Ottomila dollari a testa è – oggi – il reddito annuo in Marocco o in Ucraina. In Nigeria sono 6 mila. In Eritrea, 1.441. Ma i flussi non seguono la classifica dei redditi. Clemens registra che i paesi con un reddito pro capite fra i 5 e i 10 mila dollari l’anno hanno tassi di emigrazione tre volte superiori a quelli che stanno sotto i 2 mila dollari. A sorpresa, paesi con tassi di disoccupazione giovanile sopra il 90 per cento hanno meno facilmente migranti di quelli che non superano il 70 per cento.

Come mai? Si può dire che, per avere speranza, bisogna avere almeno qualcosa in mano.
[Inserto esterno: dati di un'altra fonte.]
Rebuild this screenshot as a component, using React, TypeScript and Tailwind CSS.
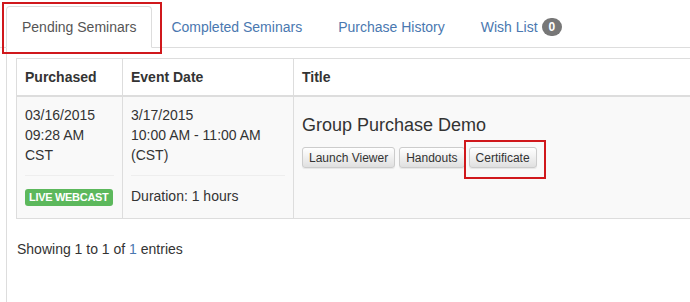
import React from 'react';

const tabs = [
  { label: 'Pending Seminars', active: true },
  { label: 'Completed Seminars' },
  { label: 'Purchase History' },
  { label: 'Wish List', badge: 0 },
];

const Btn: React.FC<{ children: React.ReactNode }> = ({ children }) => (
  <button className="h-[21px] px-[6px] text-[12px] leading-[18px] text-[#333] border border-[#ccc] rounded-[3px] bg-gradient-to-b from-white to-[#e0e0e0] shadow-[inset_0_1px_0_rgba(255,255,255,0.15),0_1px_1px_rgba(0,0,0,0.075)]">
    {children}
  </button>
);

export default function App() {
  return (
    <div className="relative w-[690px] h-[302px] overflow-hidden bg-white text-[14px] leading-[20px] text-[#333] font-['Liberation_Sans',Arial,sans-serif]">
      <ul className="flex pt-[6px] pl-[6px] border-b border-[#ddd]">
        {tabs.map((t) => (
          <li key={t.label} className="mr-[2px] -mb-px">
            <div
              className={`flex items-center py-[10px] border rounded-t-[4px] ${
                t.active
                  ? 'px-[15px] bg-white border-[#ddd] border-b-transparent text-[#555]'
                  : 'px-[16px] border-transparent text-[#4a78b0]'
              }`}
            >
              {t.label}
              {t.badge !== undefined && (
                <span className="ml-[4px] inline-flex items-center justify-center h-[18px] px-[7px] rounded-full bg-[#777] text-white text-[12px] font-bold leading-none">
                  {t.badge}
                </span>
              )}
            </div>
          </li>
        ))}
      </ul>

      <div className="ml-[6px] border-l border-[#ddd] pl-[9px] pt-[10px] h-[260px]">
        <table className="w-[700px] border-collapse border border-[#ddd] text-left">
          <thead>
            <tr>
              <th className="w-[106px] px-[8px] py-[8px] border border-[#ddd] border-b-2 font-bold">Purchased</th>
              <th className="w-[171px] px-[8px] py-[8px] border border-[#ddd] border-b-2 font-bold">Event Date</th>
              <th className="px-[8px] py-[8px] border border-[#ddd] border-b-2 font-bold">Title</th>
            </tr>
          </thead>
          <tbody>
            <tr className="bg-[#f9f9f9]">
              <td className="align-top px-[8px] pt-[8px] pb-[12px] border border-[#ddd]">
                <div>03/16/2015</div>
                <div>09:28 AM</div>
                <div>CST</div>
                <hr className="my-[10px] border-t border-[#eee]" />
                <span className="inline-block whitespace-nowrap px-[4px] pt-[2px] pb-[2px] rounded-[3px] bg-[#5cb85c] text-white text-[11px] leading-[13px] font-bold tracking-[-0.3px]">
                  LIVE WEBCAST
                </span>
              </td>
              <td className="align-top px-[8px] pt-[8px] pb-[12px] border border-[#ddd]">
                <div>3/17/2015</div>
                <div>10:00 AM - 11:00 AM</div>
                <div>(CST)</div>
                <hr className="my-[10px] border-t border-[#eee]" />
                <div>Duration: 1 hours</div>
              </td>
              <td className="align-top px-[8px] pt-[8px] pb-[12px] border border-[#ddd]">
                <div className="mt-[10px] mb-[12px] text-[18px] leading-[20px]">Group Purchase Demo</div>
                <div className="flex gap-[4px]">
                  <Btn>Launch Viewer</Btn>
                  <Btn>Handouts</Btn>
                  <Btn>Certificate</Btn>
                </div>
              </td>
            </tr>
          </tbody>
        </table>
        <div className="mt-[20px] pl-[1px]">
          Showing 1 to 1 of <span className="text-[#4a78b0]">1</span> entries
        </div>
      </div>

      <div className="absolute left-[2px] top-[2px] w-[160px] h-[52px] border-2 border-[#d0181c]" />
      <div className="absolute left-[464px] top-[140px] w-[82px] h-[39px] border-2 border-[#d0181c]" />
    </div>
  );
}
Dal punto di vista di una famiglia africana intrappolata nel ciclo del sottosviluppo, l’emigrazione è una forma di assicurazione, perché diversifica i redditi e le opportunità. E, insieme, un investimento, con un alto costo iniziale, ma che può fornire un flusso di benefici futuri. Tutto questo richiede un minimo di risorse. Una maggiore crescita, aumentando queste risorse, fa crescere, almeno nel breve-medio periodo, la spinta ad emigrare. I corollari sono indigeribili: minore mortalità infantile, nel breve periodo, significa una maggiore pressione demografica.

 Per ora meglio regolarli, destinando i soldi ad approntare percorsi di formazione professionale e integrazione che attutiscano lo choc bilaterale delle migrazioni e le rendano un fattore di sviluppo anche per l’Europa.